The trust is also considering an outright ban on the use of agency staff in its corporate directorate.
Like many trusts, SLAM has to spend a lot on agency staff to fill gaps in its nursing and medical workforce but last financial year its spend on agency staff in its corporate division – ie teams not directly providing clinical services – was £6m.
The trust’s joint highest spending directorate on agency staff was its Croydon services, which also has the worst vacancy rate. Croydon, one of four boroughs the trust serves, is significantly underfunded by south west London commissioners compared to its other boroughs, which come under south east London commissioners.
A spokeswoman for the trust said: “South London and Maudsley’s HR and OD recovery programme is under way to help address these issues and like many others trusts across the country, we are actively looking to reduce any unnecessary spend as part of being an effective and sustainable organisation.”
A report to the trust’s board said the root causes were “minimal accountability for managers not processing [the] leavers form promptly” and “limited HR capacity”.
HSJ understands the trust’s administrative staff were cut back in efficiency programmes over recent years.
The trust has an overall vacancy rate of 21 per cent, which it described as “excessive”. The overall number of vacancies in London’s mental health sector increased from 4,694 in quarter four of 2018-19 to 6,597 in quarter four of 2021-22.

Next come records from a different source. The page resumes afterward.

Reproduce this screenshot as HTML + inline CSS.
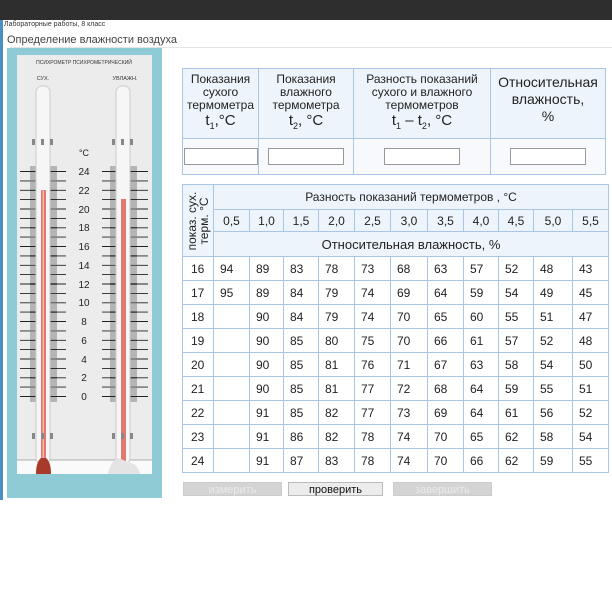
<!DOCTYPE html>
<html><head><meta charset="utf-8"><style>
*{margin:0;padding:0;box-sizing:border-box}
body{width:612px;height:614px;background:#fff;position:relative;overflow:hidden;font-family:"Liberation Sans",Arial,sans-serif;color:#222}
.abs{position:absolute}
table{border-collapse:collapse;table-layout:fixed}
td{border:1px solid #a9c6e6;text-align:center;font-size:12px;padding:0}
.t1 td{background:#eef4fb}
.t1 tr.in td{background:#f7f9fc}
.inp{display:inline-block;width:76px;height:17px;border:1px solid #999;background:#fff;vertical-align:middle}
.t2 td{font-size:12px}
.t2 .h td{background:#eef4fb}
.t2 .d td{background:#fff;text-align:left;padding-left:6px}
.t2 .d td.f{padding-left:8px;background:#fff}
.btn{position:absolute;top:482px;height:14px;font-size:11px;text-align:center;line-height:14px;border:1px solid #bbb}
</style></head><body>
<div class="abs" style="left:0;top:0;width:612px;height:20px;background:#2e2e2e"></div>
<div class="abs" style="left:0;top:20px;width:3px;height:480px;background:#4a90c0"></div>
<div class="abs" style="left:4px;top:21px;font-size:7px;color:#333">Лабораторные работы, 8 класс</div>
<div class="abs" style="left:7px;top:34px;font-size:11px;color:#444">Определение влажности воздуха</div>
<div class="abs" style="left:10px;top:47px;width:602px;height:1px;background:#e4e4e4"></div>

<svg class="abs" style="left:0;top:0" width="170" height="505">
<rect x="7" y="48" width="155" height="450" fill="#8ecbd4"/>
<rect x="17" y="55" width="135" height="419" fill="#ececec"/>
<rect x="17" y="460" width="135" height="14" fill="#fafafa"/>
<line x1="17" y1="460" x2="152" y2="460" stroke="#999" stroke-width="0.7"/>
<text x="84" y="64" font-size="5" text-anchor="middle" fill="#333" font-family="Liberation Sans">ПСИХРОМЕТР ПСИХРОМЕТРИЧЕСКИЙ</text>
<text x="43" y="80" font-size="5.5" text-anchor="middle" fill="#333" font-family="Liberation Sans">СУХ.</text>
<text x="125" y="80" font-size="5.5" text-anchor="middle" fill="#333" font-family="Liberation Sans">УВЛАЖН.</text>
<g>
<path id="lt" d="M30 167H57M30 169H57M30 171H57M30 173H57M30 175H57M30 177H57M30 179H57M30 181H57M30 183H57M30 185H57M30 187H57M30 189H57M30 191H57M30 193H57M30 195H57M30 197H57M30 199H57M30 201H57M30 203H57M30 205H57M30 207H57M30 209H57M30 211H57M30 213H57M30 215H57M30 217H57M30 219H57M30 221H57M30 223H57M30 225H57M30 227H57M30 229H57M30 231H57M30 233H57M30 235H57M30 237H57M30 239H57M30 241H57M30 243H57M30 245H57M30 247H57M30 249H57M30 251H57M30 253H57M30 255H57M30 257H57M30 259H57M30 261H57M30 263H57M30 265H57M30 267H57M30 269H57M30 271H57M30 273H57M30 275H57M30 277H57M30 279H57M30 281H57M30 283H57M30 285H57M30 287H57M30 289H57M30 291H57M30 293H57M30 295H57M30 297H57M30 299H57M30 301H57M30 303H57M30 305H57M30 307H57M30 309H57M30 311H57M30 313H57M30 315H57M30 317H57M30 319H57M30 321H57M30 323H57M30 325H57M30 327H57M30 329H57M30 331H57M30 333H57M30 335H57M30 337H57M30 339H57M30 341H57M30 343H57M30 345H57M30 347H57M30 349H57M30 351H57M30 353H57M30 355H57M30 357H57M30 359H57M30 361H57M30 363H57M30 365H57M30 367H57M30 369H57M30 371H57M30 373H57M30 375H57M30 377H57M30 379H57M30 381H57M30 383H57M30 385H57M30 387H57M30 389H57M30 391H57M30 393H57M30 395H57M30 397H57M30 399H57M30 401H57" stroke="#555" stroke-width="0.8"/>
<use href="#lt" x="80"/>
</g>
<g stroke="#222" stroke-width="0.9" id="lg">
<path d="M20 171.5H66M20 180.9H66M20 190.3H66M20 199.6H66M20 209H66M20 218.4H66M20 227.8H66M20 237.1H66M20 246.5H66M20 255.9H66M20 265.3H66M20 274.6H66M20 284H66M20 293.4H66M20 302.8H66M20 312.1H66M20 321.5H66M20 330.9H66M20 340.3H66M20 349.6H66M20 359H66M20 368.4H66M20 377.8H66M20 387.1H66M20 396.5H66"/>
</g>
<use href="#lg" x="82"/>
<rect x="36" y="86" width="14" height="378" rx="6" fill="#f6f6f6" stroke="#ccc"/>
<rect x="41" y="190" width="5" height="270" fill="#e07a70"/>
<rect x="42.5" y="190" width="1.5" height="270" fill="#f3b3aa"/>
<path d="M36 474 Q36 462 41 458 L46 458 Q51 462 51 474Z" fill="#a83a2a"/>
<rect x="116" y="86" width="14" height="378" rx="6" fill="#f6f6f6" stroke="#ccc"/>
<rect x="121" y="199" width="5" height="262" fill="#e07a70"/>
<path d="M108 474 Q110 462 118 458 L128 462 Q138 464 140 474Z" fill="#e4e4e4"/>
<g fill="#888"><rect x="32" y="139" width="3" height="6"/><rect x="41" y="139" width="3" height="6"/><rect x="50" y="139" width="3" height="6"/>
<rect x="112" y="139" width="3" height="6"/><rect x="121" y="139" width="3" height="6"/><rect x="130" y="139" width="3" height="6"/>
<rect x="32" y="433" width="3" height="6"/><rect x="41" y="433" width="3" height="6"/><rect x="50" y="433" width="3" height="6"/>
<rect x="112" y="433" width="3" height="6"/><rect x="121" y="433" width="3" height="6"/><rect x="130" y="433" width="3" height="6"/></g>
<g font-size="10" text-anchor="middle" fill="#222" font-family="Liberation Sans">
<text x="84" y="156" font-size="9">°C</text>
<text x="84" y="175">24</text><text x="84" y="194">22</text><text x="84" y="213">20</text><text x="84" y="231">18</text><text x="84" y="250">16</text><text x="84" y="269">14</text><text x="84" y="288">12</text><text x="84" y="306">10</text><text x="84" y="325">8</text><text x="84" y="344">6</text><text x="84" y="363">4</text><text x="84" y="381">2</text><text x="84" y="400">0</text>
</g>
</svg>

<table class="t1 abs" style="left:182px;top:68px;width:423px">
<col style="width:76px"><col style="width:95px"><col style="width:137px"><col style="width:115px">
<tr style="height:70px"><td style="line-height:13px">Показания<br>сухого<br>термометра<br><span style="font-size:15px;line-height:18px">t<sub style="font-size:9px">1</sub>,°C</span></td>
<td style="line-height:13px">Показания<br>влажного<br>термометра<br><span style="font-size:15px;line-height:18px">t<sub style="font-size:9px">2</sub>, °C</span></td>
<td style="line-height:13px">Разность показаний<br>сухого и влажного<br>термометров<br><span style="font-size:15px;line-height:18px">t<sub style="font-size:9px">1</sub> – t<sub style="font-size:9px">2</sub>, °C</span></td>
<td style="font-size:14px;line-height:17px;vertical-align:top;padding-top:5px">Относительная<br>влажность,<br>%</td></tr>
<tr class="in" style="height:36px"><td><span class="inp" style="width:74px"></span></td><td><span class="inp"></span></td><td><span class="inp"></span></td><td><span class="inp"></span></td></tr>
</table>

<table class="t2 abs" style="left:182px;top:184px;width:426px">
<col style="width:31px"><col style="width:36px"><col style="width:34px"><col style="width:35px"><col style="width:36px"><col style="width:36px"><col style="width:37px"><col style="width:36px"><col style="width:35px"><col style="width:35px"><col style="width:39px"><col style="width:36px">
<tr class="h" style="height:25px"><td rowspan="3" style="position:relative"><div style="position:absolute;left:50%;top:50%;transform:translate(-50%,-50%) rotate(-90deg);white-space:nowrap;font-size:12px;line-height:12px">показ. сух.<br>терм. °C</div></td><td colspan="11">Разность показаний термометров , °C</td></tr>
<tr class="h" style="height:22px"><td>0,5</td><td>1,0</td><td>1,5</td><td>2,0</td><td>2,5</td><td>3,0</td><td>3,5</td><td>4,0</td><td>4,5</td><td>5,0</td><td>5,5</td></tr>
<tr class="h" style="height:25px"><td colspan="11" style="font-size:13px">Относительная влажность, %</td></tr>
<tr class="d" style="height:24px"><td class="f">16</td><td>94</td><td>89</td><td>83</td><td>78</td><td>73</td><td>68</td><td>63</td><td>57</td><td>52</td><td>48</td><td>43</td></tr>
<tr class="d" style="height:24px"><td class="f">17</td><td>95</td><td>89</td><td>84</td><td>79</td><td>74</td><td>69</td><td>64</td><td>59</td><td>54</td><td>49</td><td>45</td></tr>
<tr class="d" style="height:24px"><td class="f">18</td><td></td><td>90</td><td>84</td><td>79</td><td>74</td><td>70</td><td>65</td><td>60</td><td>55</td><td>51</td><td>47</td></tr>
<tr class="d" style="height:24px"><td class="f">19</td><td></td><td>90</td><td>85</td><td>80</td><td>75</td><td>70</td><td>66</td><td>61</td><td>57</td><td>52</td><td>48</td></tr>
<tr class="d" style="height:24px"><td class="f">20</td><td></td><td>90</td><td>85</td><td>81</td><td>76</td><td>71</td><td>67</td><td>63</td><td>58</td><td>54</td><td>50</td></tr>
<tr class="d" style="height:24px"><td class="f">21</td><td></td><td>90</td><td>85</td><td>81</td><td>77</td><td>72</td><td>68</td><td>64</td><td>59</td><td>55</td><td>51</td></tr>
<tr class="d" style="height:24px"><td class="f">22</td><td></td><td>91</td><td>85</td><td>82</td><td>77</td><td>73</td><td>69</td><td>64</td><td>61</td><td>56</td><td>52</td></tr>
<tr class="d" style="height:24px"><td class="f">23</td><td></td><td>91</td><td>86</td><td>82</td><td>78</td><td>74</td><td>70</td><td>65</td><td>62</td><td>58</td><td>54</td></tr>
<tr class="d" style="height:24px"><td class="f">24</td><td></td><td>91</td><td>87</td><td>83</td><td>78</td><td>74</td><td>70</td><td>66</td><td>62</td><td>59</td><td>55</td></tr>
</table>

<div class="btn" style="left:183px;width:99px;background:#d4d4d4;color:#eaeaea;border-color:#ccc">измерить</div>
<div class="btn" style="left:288px;width:95px;background:#ececec;color:#111">проверить</div>
<div class="btn" style="left:393px;width:99px;background:#d4d4d4;color:#eaeaea;border-color:#ccc">завершить</div>
</body></html>
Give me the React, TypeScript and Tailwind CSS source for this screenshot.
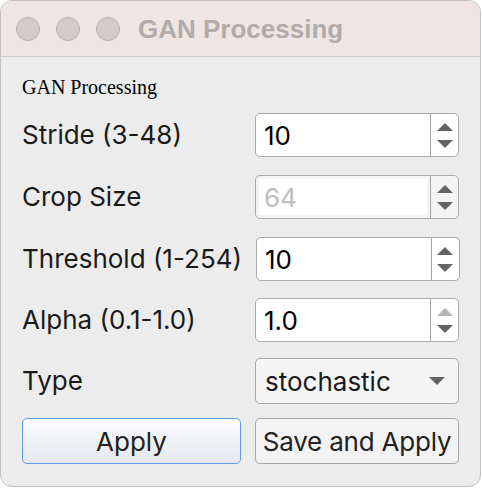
import React from "react";

const sans = "font-['Inter','Liberation_Sans',sans-serif]";

function Arrow({ up, light }: { up?: boolean; light?: boolean }) {
  return (
    <svg width="16" height="8" viewBox="0 0 16 8" className="block">
      <polygon
        points={up ? "8,0 16,8 0,8" : "0,0 16,0 8,8"}
        fill={light ? "#b4b4b4" : "#646464"}
      />
    </svg>
  );
}

function SpinBox({
  value,
  disabled,
  upDisabled,
}: {
  value: string;
  disabled?: boolean;
  upDisabled?: boolean;
}) {
  return (
    <div
      className={`flex h-[44px] w-[204px] rounded-[5px] border border-[#a9a9a9] ${
        disabled ? "bg-[#f4f4f4]" : "bg-white"
      }`}
    >
      <div className={`flex flex-1 items-center ${disabled ? "p-[3px]" : ""}`}>
        <div
          className={`flex h-full w-full items-center ${
            disabled ? "bg-white pl-[5px] text-[#bdbdbd]" : "pl-[8px] text-black"
          } text-[26px]`}
        >
          {value}
        </div>
      </div>
      <div className="flex w-[28px] flex-col items-center justify-center gap-[9px] border-l border-[#a3a3a3]">
        <Arrow up light={upDisabled} />
        <Arrow />
      </div>
    </div>
  );
}

function Label({ children }: { children: React.ReactNode }) {
  return (
    <div className="whitespace-nowrap text-[26px] leading-none text-[#1a1a1a]">{children}</div>
  );
}

export default function App() {
  return (
    <div className={`h-[488px] w-[482px] bg-white ${sans}`}>
      <div className="flex h-[487px] w-[481px] flex-col overflow-hidden rounded-[12px] border border-[#c6c1c1] bg-[#ececec]">
        {/* Title bar */}
        <div className="flex h-[56px] shrink-0 items-center border-b border-[#cdc7c7] bg-[#efe5e5] pl-[15px]">
          <div className="flex gap-[16px]">
            <span className="h-[24px] w-[24px] rounded-full border border-[#bab0b1] bg-[#d6cccd]" />
            <span className="h-[24px] w-[24px] rounded-full border border-[#bab0b1] bg-[#d6cccd]" />
            <span className="h-[24px] w-[24px] rounded-full border border-[#bab0b1] bg-[#d6cccd]" />
          </div>
          <div className="ml-[18px] font-['Liberation_Sans',sans-serif] text-[26px] font-bold leading-none text-[#b3aaaa]">
            GAN Processing
          </div>
        </div>

        {/* Body */}
        <div className="flex flex-col px-[21px]">
          <div className="mt-[18px] h-[24px] font-['Liberation_Serif','Times_New_Roman',serif] text-[20px] leading-[24px] text-black">
            GAN Processing
          </div>

          <div className="mt-[14px] grid grid-cols-[1fr_204px] items-center gap-x-[14px]">
            <Label>Stride (3-48)</Label>
            <SpinBox value="10" />
          </div>

          <div className="mt-[18px] grid grid-cols-[1fr_204px] items-center gap-x-[14px]">
            <Label>Crop Size</Label>
            <SpinBox value="64" disabled />
          </div>

          <div className="mt-[18px] grid grid-cols-[1fr_204px] items-center gap-x-[14px]">
            <Label>Threshold (1-254)</Label>
            <SpinBox value="10" />
          </div>

          <div className="mt-[17px] grid grid-cols-[1fr_204px] items-center gap-x-[14px]">
            <Label>Alpha (0.1-1.0)</Label>
            <SpinBox value="1.0" upDisabled />
          </div>

          <div className="mt-[16px] grid grid-cols-[1fr_204px] items-center gap-x-[14px]">
            <Label>Type</Label>
            <div className="flex h-[46px] items-center justify-between rounded-[5px] border border-[#a9a9a9] bg-[#f5f5f5] pl-[9px] pr-[13px] text-[26px] text-[#1a1a1a]">
              <span>stochastic</span>
              <Arrow />
            </div>
          </div>

          <div className="mt-[14px] grid grid-cols-[1fr_204px] gap-x-[14px]">
            <button
              type="button"
              className="flex h-[46px] items-center justify-center rounded-[5px] border-[1.5px] border-[#5c9de6] bg-gradient-to-b from-[#fcfcfe] to-[#e4e7ec] text-[26px] text-[#222]"
            >
              Apply
            </button>
            <button
              type="button"
              className="flex h-[46px] items-center justify-center whitespace-nowrap rounded-[5px] border-[1.5px] border-[#a6a6a6] bg-[#f3f3f3] text-[26px] tracking-[-0.2px] text-[#222]"
            >
              Save and Apply
            </button>
          </div>
        </div>
      </div>
    </div>
  );
}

The London average vacancy rate for mental health trusts is 14 per cent, the highest rate in England and nearly double the best performing region, North East and Yorkshire which has just 7.4 per cent. The overall vacancy rate for NHS organisations is 7.9 per cent but in London it is 10.9 per cent .
The SLAM report said the “recruitment team has been staffed with temporary resources due to short-term uplifts in posts, which has impacted on stability and quality of service”.
The trust is designing a new HR structure.